Common risks include underestimating plant process variation, migrating poor-quality master data, over-customizing to preserve legacy behavior, compressing user acceptance testing, and launching without clear fallback procedures. Another recurring issue is weak integration testing between ERP, MES, warehouse systems, EDI, and financial reporting tools. In manufacturing, a technically successful ERP deployment can still fail if production transactions do not flow reliably across the operational landscape.
Leading programs use readiness gates tied to measurable criteria: data quality thresholds, test pass rates, training completion by role, cutover rehearsal outcomes, open defect severity, and site leadership signoff. This creates a more disciplined go-live decision process and reduces pressure to deploy on calendar commitments alone.

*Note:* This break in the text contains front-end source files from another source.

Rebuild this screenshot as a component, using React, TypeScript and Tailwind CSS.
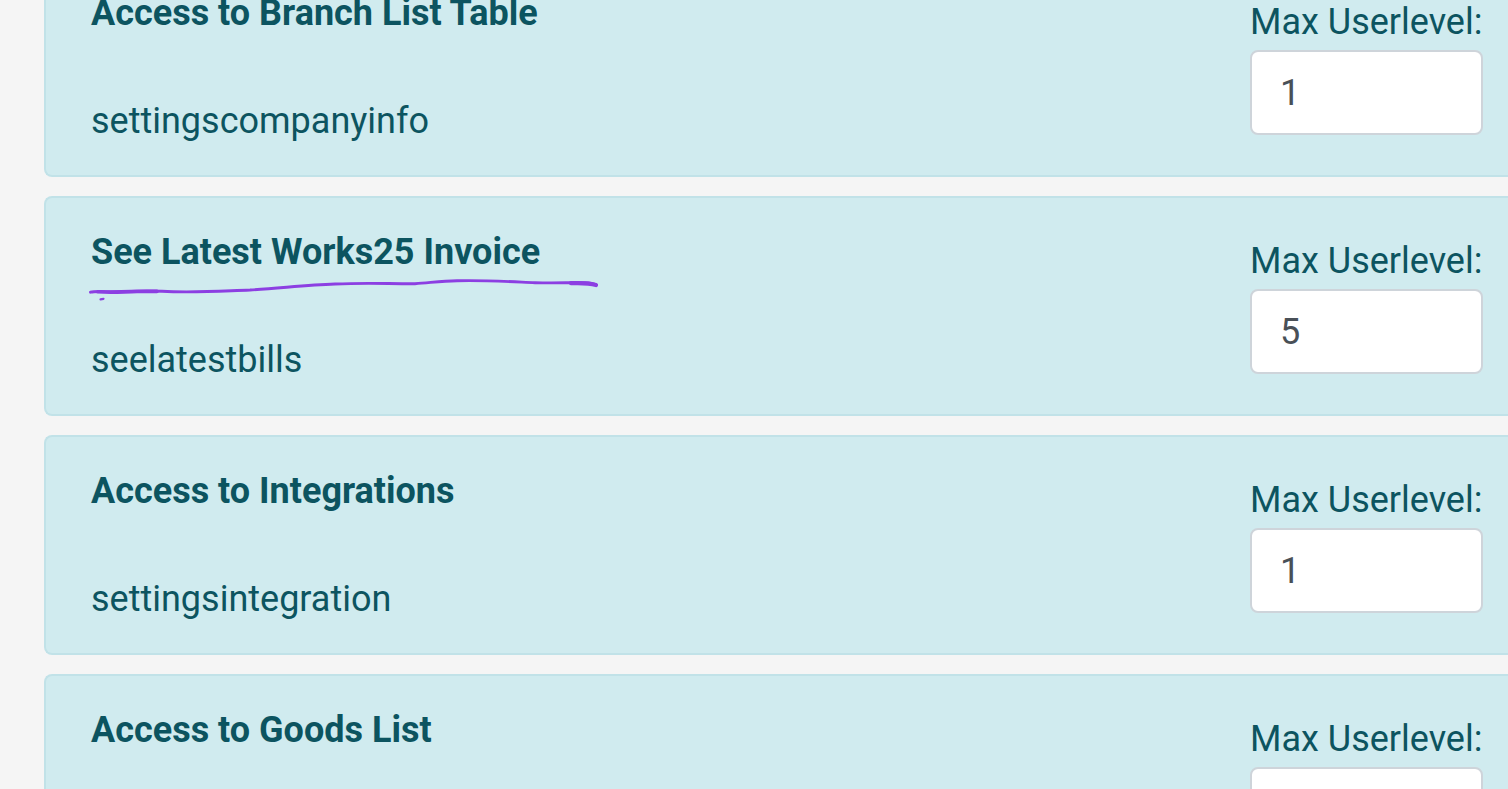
import React, { useState } from 'react';

type Permission = {
  title: string;
  code: string;
  level: string;
  marked?: boolean;
};

const permissions: Permission[] = [
  { title: 'Access to Branch List Table', code: 'settingscompanyinfo', level: '1' },
  { title: 'See Latest Works25 Invoice', code: 'seelatestbills', level: '5', marked: true },
  { title: 'Access to Integrations', code: 'settingsintegration', level: '1' },
  { title: 'Access to Goods List', code: '', level: '' },
];

// Hand drawn pen line under a title
const PenLine = () => (
  <svg
    className="absolute -left-1 top-full pointer-events-none"
    width="514"
    height="24"
    viewBox="0 0 514 24"
    fill="none"
    stroke="#8c3fe2"
    strokeLinecap="round"
    strokeLinejoin="round"
    aria-hidden="true"
  >
    <path
      d="M3.500 13.200C8 11.800 15 12.500 24 12.800C45 12 60 11.500 75 12.300C105 14 125 12.500 163 11C195 9 220 6 248 5C280 3.500 300 4.800 328 4.700C345 3.500 355 2 370 1.800C395 1 420 2.500 448 3.700C468 4.200 485 3.500 498 3.800C504 4 507 4.700 509 6"
      strokeWidth="2.900"
    />
    <path d="M11 12.800C25 14 35 12.800 50 12.500L70 12.400" strokeWidth="3.600" />
    <path d="M484 4.200C494 3.800 503 4.200 509 6" strokeWidth="4.200" />
    <path d="M13.500 20.300L16.500 19.800" strokeWidth="2.200" />
  </svg>
);

const PermissionCard = ({ title, code, level, marked }: Permission) => {
  const [value, setValue] = useState(level);
  const inputId = `level-${title.toLowerCase().replace(/\s+/g, '-')}`;

  return (
    <section className="flex justify-between rounded-l-lg border-2 border-r-0 border-[#c1e2e8] bg-[#d0ebef] py-[27px] pl-[45px] pr-[25px]">
      <div className="min-w-0">
        <div className="relative w-fit">
          <h2 className="font-bold">{title}</h2>
          {marked && <PenLine />}
        </div>
        <p className="mt-[54px] min-h-[54px]">{code}</p>
      </div>

      {/* Level */}
      <div className="flex w-[233px] shrink-0 flex-col gap-px pt-[9px]">
        <label htmlFor={inputId} className="whitespace-nowrap">
          Max Userlevel:
        </label>
        <input
          id={inputId}
          type="text"
          inputMode="numeric"
          value={value}
          onChange={(e) => setValue(e.target.value)}
          className="h-[85px] w-full rounded-lg border-2 border-[#ced4da] bg-white px-7 text-[#495057] outline-none focus:border-[#80bdff]"
        />
      </div>
    </section>
  );
};

const App = () => {
  return (
    <div className="h-screen overflow-hidden bg-[#f5f5f5] font-['Roboto',sans-serif] text-[36px] leading-[54px] text-[#0c5460]">
      <main className="-mt-[43px] flex flex-col gap-[19px] pl-11">
        {permissions.map((permission) => (
          <PermissionCard key={permission.title} {...permission} />
        ))}
      </main>
    </div>
  );
};

export default App;
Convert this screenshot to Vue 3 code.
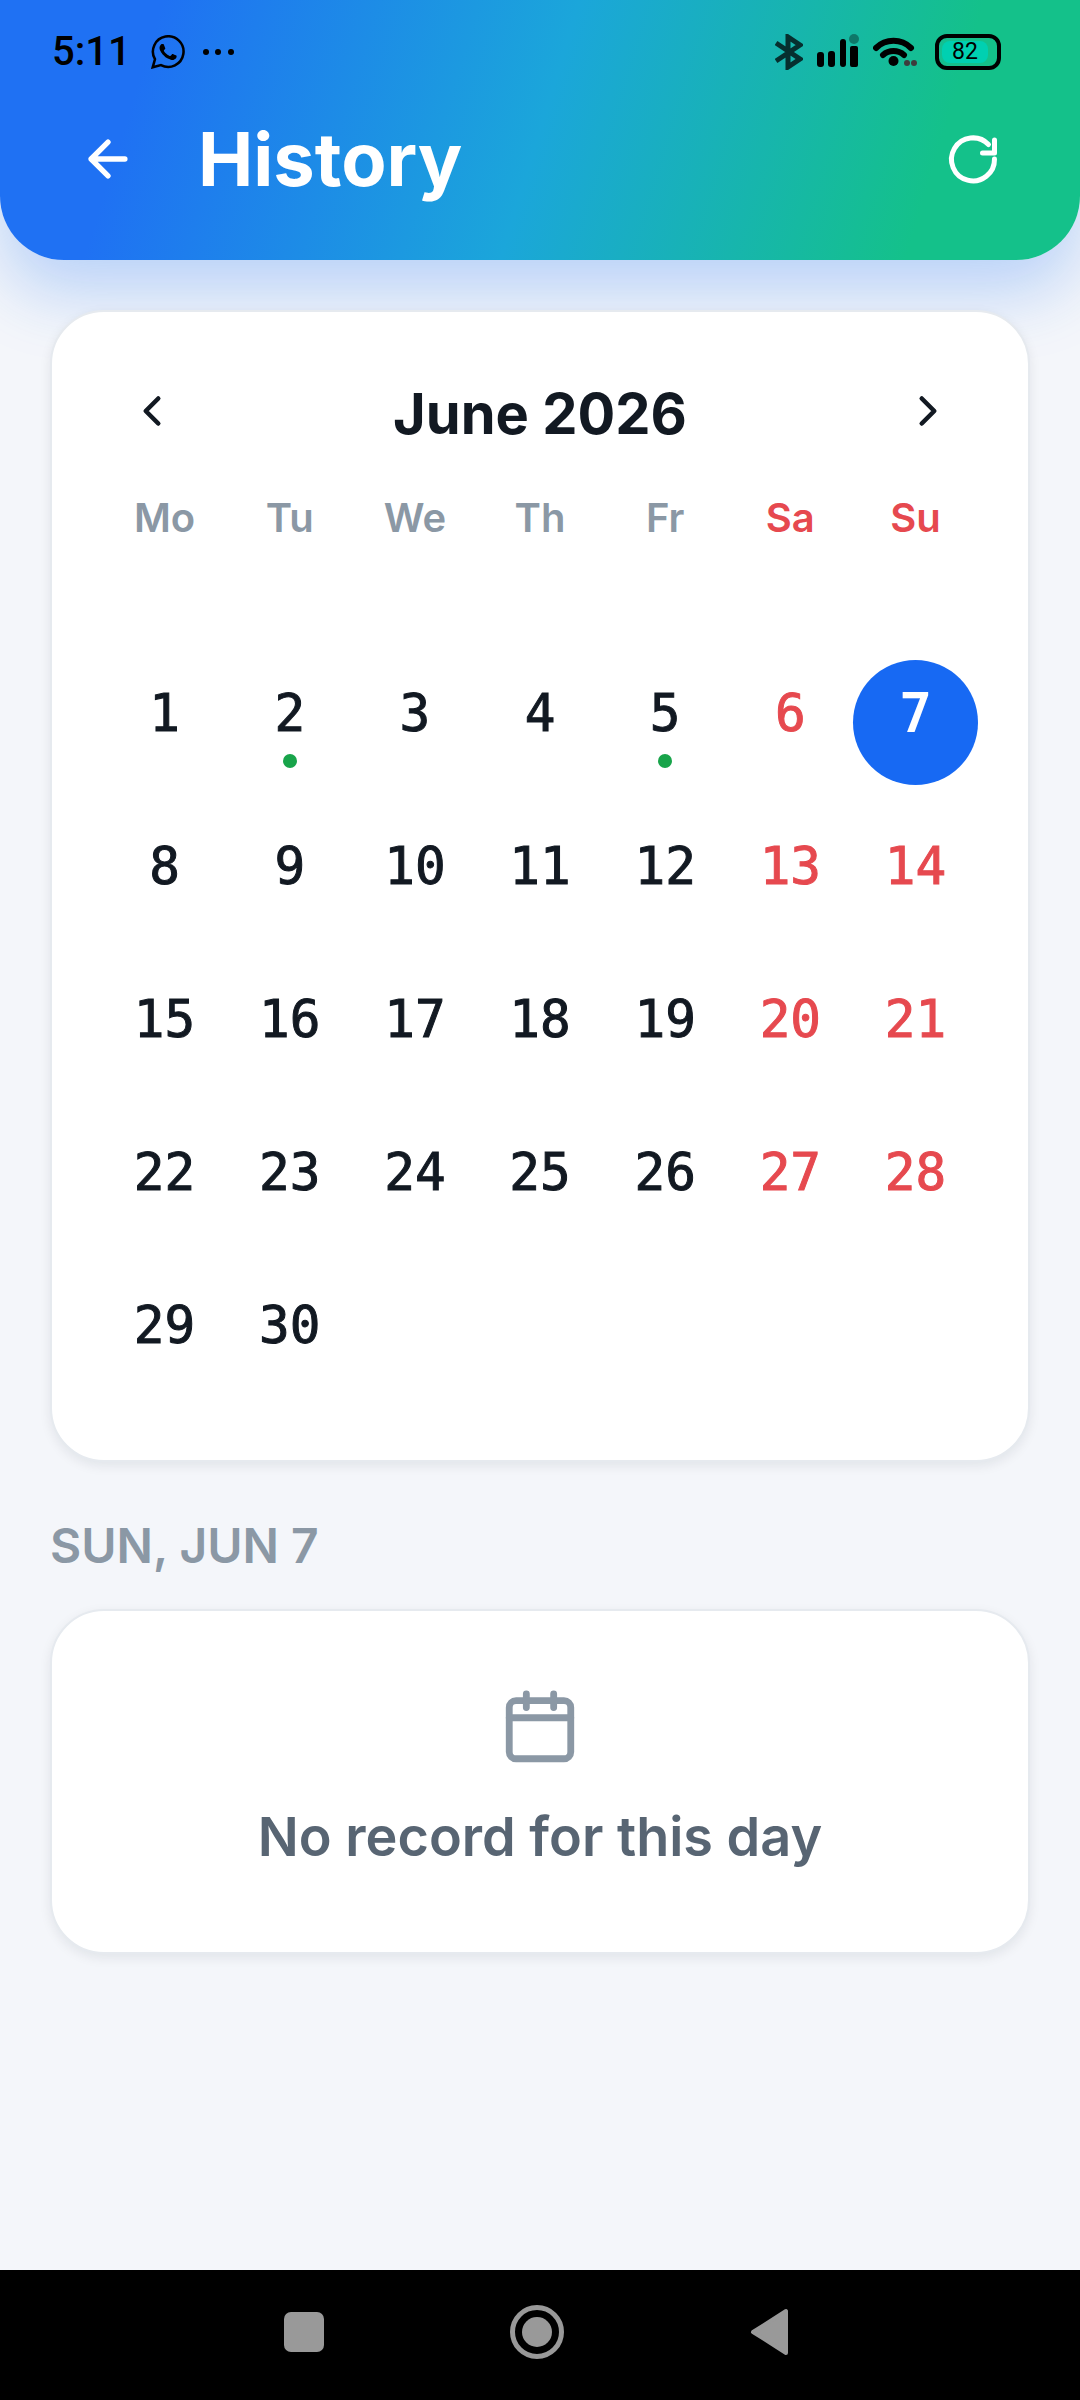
<script setup>
import { ref } from 'vue';

const battery = ref(82);
const selected = ref(7);
const weekdays = ['Mo', 'Tu', 'We', 'Th', 'Fr', 'Sa', 'Su'];
const weekdayNames = ['Mon', 'Tue', 'Wed', 'Thu', 'Fri', 'Sat', 'Sun'];
const recordDays = [2, 5];

// June 2026 starts on a Monday, so no leading blanks are needed
const days = Array.from({ length: 30 }, (_, i) => ({
  num: i + 1,
  weekend: i % 7 > 4,
  hasRecord: recordDays.includes(i + 1),
}));

const selectDay = (num) => {
  selected.value = num;
};

const dayLabel = (num) => `${weekdayNames[(num - 1) % 7]}, Jun ${num}`;
</script>

<template>
  <div class="page">
    <header class="header">
      <div class="status">
        <span class="time">5:11</span>
        <svg class="whatsapp" width="34" height="34" viewBox="0 0 24 24">
          <path d="M17.47 14.38c-.3-.15-1.76-.87-2.03-.97-.27-.1-.47-.15-.67.15-.2.3-.77.97-.94 1.16-.17.2-.35.22-.64.08-.3-.15-1.26-.46-2.39-1.48-.88-.79-1.48-1.76-1.65-2.06-.17-.3-.02-.46.13-.6.13-.14.3-.35.45-.53.15-.17.2-.3.3-.5.1-.2.05-.37-.03-.52-.07-.15-.67-1.61-.91-2.21-.24-.58-.49-.5-.67-.51h-.57c-.2 0-.52.07-.8.37-.27.3-1.04 1.02-1.04 2.48s1.07 2.88 1.21 3.08c.15.2 2.1 3.2 5.08 4.49.71.3 1.26.49 1.7.63.71.22 1.36.19 1.87.12.57-.09 1.76-.72 2.01-1.42.25-.7.25-1.29.17-1.41-.07-.13-.27-.2-.57-.35z" />
          <path d="M1.2 22.8l1.6-5.7A10.8 10.8 0 1 1 7 21.2z" fill="none" stroke="#000" stroke-width="1.8" />
        </svg>
        <svg class="more" width="32" height="8" viewBox="0 0 32 8">
          <circle cx="4" cy="4" r="3" />
          <circle cx="16" cy="4" r="3" />
          <circle cx="29" cy="4" r="3" />
        </svg>

        <div class="system">
          <svg width="28" height="36" viewBox="0 0 28 36">
            <path d="M1 9l24 16-12 8V3l12 8L1 27" fill="none" stroke="#062f2f" stroke-width="5" />
          </svg>
          <svg width="42" height="36" viewBox="0 0 42 36">
            <rect x="0" y="18" width="7" height="15" rx="3" />
            <rect x="11" y="17" width="7" height="16" rx="3" />
            <rect x="23" y="5" width="6" height="28" rx="3" />
            <rect x="33" y="12" width="8" height="21" rx="2" />
            <circle cx="37" cy="5" r="5" opacity="0.35" />
          </svg>
          <svg width="44" height="36" viewBox="0 0 44 36">
            <path d="M3 14a25 25 0 0 1 35 0" fill="none" stroke="#000" stroke-width="6" stroke-linecap="round" />
            <path d="M10 21a16 16 0 0 1 21 0" fill="none" stroke="#000" stroke-width="6" stroke-linecap="round" />
            <circle cx="20.500" cy="27" r="5" />
            <circle cx="34" cy="29" r="3" fill="#3d3d3d" />
            <circle cx="41" cy="29" r="3" fill="#3d3d3d" />
          </svg>
          <div class="battery">
            <span class="level" :style="{ width: battery + '%' }">{{ battery }}</span>
          </div>
        </div>
      </div>

      <div class="title-row">
        <button type="button" class="icon-btn" aria-label="Back">
          <svg width="58" height="58" viewBox="0 0 24 24">
            <path d="M19 12H5M12 19l-7-7 7-7" />
          </svg>
        </button>
        <h1>History</h1>
        <button type="button" class="icon-btn" aria-label="Refresh">
          <svg width="58" height="58" viewBox="0 0 58 58">
            <path class="refresh" d="M50.500 29A21.500 21.500 0 1 1 44.500 14.500M50.500 10v13h-12" />
          </svg>
        </button>
      </div>
    </header>

    <main class="content">
      <section class="card calendar">
        <div class="month-row">
          <button type="button" class="month-btn" aria-label="Previous month">
            <svg width="50" height="50" viewBox="0 0 24 24"><path d="M15 18l-6-6 6-6" /></svg>
          </button>
          <h2>June 2026</h2>
          <button type="button" class="month-btn" aria-label="Next month">
            <svg width="50" height="50" viewBox="0 0 24 24"><path d="M9 18l6-6-6-6" /></svg>
          </button>
        </div>

        <div class="weekdays">
          <span v-for="(day, i) in weekdays" :key="day" :class="{ weekend: i > 4 }">{{ day }}</span>
        </div>

        <div class="days">
          <button
            v-for="day in days"
            :key="day.num"
            type="button"
            class="day"
            :class="{ weekend: day.weekend, selected: day.num === selected }"
            @click="selectDay(day.num)"
          >
            <span class="num">{{ day.num }}</span>
            <span class="dot" :class="{ on: day.hasRecord }"></span>
          </button>
        </div>
      </section>

      <h3>{{ dayLabel(selected) }}</h3>

      <section class="card empty">
        <svg width="82" height="82" viewBox="0 0 24 24">
          <rect x="3" y="4" width="18" height="17" rx="2" />
          <path d="M8 2v4M16 2v4M3 9h18" />
        </svg>
        <p>No record for this day</p>
      </section>
    </main>

    <nav class="navbar">
      <button type="button" aria-label="Recent apps">
        <svg width="54" height="54" viewBox="0 0 54 54"><rect x="7" y="7" width="40" height="40" rx="7" /></svg>
      </button>
      <button type="button" aria-label="Home">
        <svg width="54" height="54" viewBox="0 0 54 54">
          <circle cx="27" cy="27" r="24.500" fill="none" stroke="#999" stroke-width="5" />
          <circle cx="27" cy="27" r="15" />
        </svg>
      </button>
      <button type="button" aria-label="Back">
        <svg width="54" height="54" viewBox="0 0 54 54">
          <path d="M10 27L43 6v42z" stroke="#999" stroke-width="4" stroke-linejoin="round" />
        </svg>
      </button>
    </nav>
  </div>
</template>

<style>
body {
  margin: 0;
  background: #f4f6fa;
}
</style>

<style scoped>
.page {
  min-height: 100vh;
  display: flex;
  flex-direction: column;
  background: #f4f6fa;
  font-family: Inter, "Liberation Sans", sans-serif;
  color: #121922;
}

button {
  padding: 0;
  border: none;
  background: none;
  color: inherit;
  font: inherit;
  cursor: pointer;
}

svg {
  display: block;
  flex: none;
}

h1, h2, h3, p {
  margin: 0;
}

.header {
  padding-bottom: 47px;
  border-radius: 0 0 64px 64px;
  background: linear-gradient(107deg, #1f71f3 14%, #1ba6da 50%, #14c18a 85%);
  box-shadow: 0 33px 66px rgba(31, 113, 243, 0.27);
}

.status {
  height: 104px;
  padding: 0 79px 0 52px;
  display: flex;
  align-items: center;
  color: #000;
}

.time {
  font: 500 40px/48px Roboto, sans-serif;
}

.whatsapp {
  margin-left: 20px;
}

.more {
  margin-left: 17px;
}

.system {
  margin-left: auto;
  display: flex;
  gap: 14px;
}

.battery {
  width: 66px;
  height: 36px;
  margin-left: 4px;
  padding: 3px 1px;
  box-sizing: border-box;
  border: 4px solid #000;
  border-radius: 12px;
}

.level {
  display: block;
  margin-left: 2px;
  border-radius: 8px;
  background: #00d0b1;
  font: 400 23px/22px Roboto, sans-serif;
  text-align: center;
}

.title-row {
  height: 109px;
  padding: 0 50px;
  display: flex;
  align-items: center;
  color: #fff;
}

.icon-btn {
  width: 115px;
  height: 109px;
  display: flex;
  align-items: center;
  justify-content: center;
}

.icon-btn path,
.month-btn path {
  fill: none;
  stroke: currentColor;
  stroke-width: 2.2;
  stroke-linecap: round;
  stroke-linejoin: round;
}

.icon-btn .refresh {
  stroke-width: 5;
}

h1 {
  flex: 1;
  margin-left: 33px;
  font-size: 74px;
  line-height: 96px;
  font-weight: 700;
}

.content {
  flex: 1;
  padding: 50px;
}

.card {
  border: 2px solid #e6eaef;
  border-radius: 54px;
  background: #fff;
  box-shadow: 0 4px 12px rgba(18, 25, 34, 0.08);
}

.calendar {
  padding: 50px 50px 62px;
}

.month-row {
  height: 104px;
  display: flex;
  justify-content: space-between;
}

.month-btn {
  width: 100px;
  height: 98px;
  display: flex;
  align-items: center;
  justify-content: center;
}

h2 {
  font-size: 56px;
  line-height: 104px;
  font-weight: 700;
}

.weekdays {
  margin-top: 24px;
  display: grid;
  grid-template-columns: repeat(7, 1fr);
  font-size: 40px;
  line-height: 56px;
  font-weight: 600;
  text-align: center;
  color: #8b98a5;
}

.days {
  margin-top: 114px;
  display: grid;
  grid-template-columns: repeat(7, 1fr);
  row-gap: 28px;
}

.day {
  aspect-ratio: 1;
  display: flex;
  flex-direction: column;
  align-items: center;
  justify-content: center;
  gap: 4px;
  border-radius: 50%;
}

.num {
  font-family: "DejaVu Sans Mono", monospace;
  font-size: 51px;
  line-height: 72px;
  -webkit-text-stroke: 1px currentColor;
}

.dot {
  width: 14px;
  height: 14px;
  border-radius: 50%;
}

.dot.on {
  background: #18a44a;
}

.weekend {
  color: #e6494f;
}

.day.selected {
  background: #1769f3;
  color: #fff;
}

.selected .num {
  -webkit-text-stroke: 2px currentColor;
}

h3 {
  margin: 54px 0 33px;
  font-size: 48px;
  line-height: 60px;
  font-weight: 600;
  text-transform: uppercase;
  color: #8b98a5;
}

.empty {
  padding: 76px 50px 79px;
  display: flex;
  flex-direction: column;
  align-items: center;
  gap: 32px;
}

.empty svg {
  fill: none;
  stroke: #8b98a5;
  stroke-width: 2;
  stroke-linecap: round;
  stroke-linejoin: round;
}

.empty p {
  font-size: 54px;
  line-height: 72px;
  font-weight: 600;
  color: #586573;
}

.navbar {
  height: 124px;
  padding: 0 194px 6px 187px;
  display: grid;
  grid-template-columns: repeat(3, 1fr);
  background: #000;
}

.navbar button {
  display: flex;
  align-items: center;
  justify-content: center;
}

.navbar svg {
  fill: #999;
}
</style>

Executive recommendations for a successful modernization program
Executives should position manufacturing ERP modernization as an enterprise operating model initiative with technology as the enabler. That framing improves decision quality because it forces alignment across operations, supply chain, finance, quality, and IT. It also helps leaders resist the common temptation to replicate local legacy practices that no longer support scale.
The most effective executive actions are practical: appoint accountable process owners, enforce template governance, fund data cleanup early, protect testing time, and require measurable readiness criteria for deployment. Leaders should also define what standardization means for the business, where local flexibility is acceptable, and how post-go-live process compliance will be monitored.
When done well, legacy system retirement reduces complexity, but the larger outcome is stronger enterprise coordination. Manufacturers gain a platform for continuous improvement, better planning discipline, more reliable cost and inventory data, and a scalable foundation for future automation, analytics, and growth.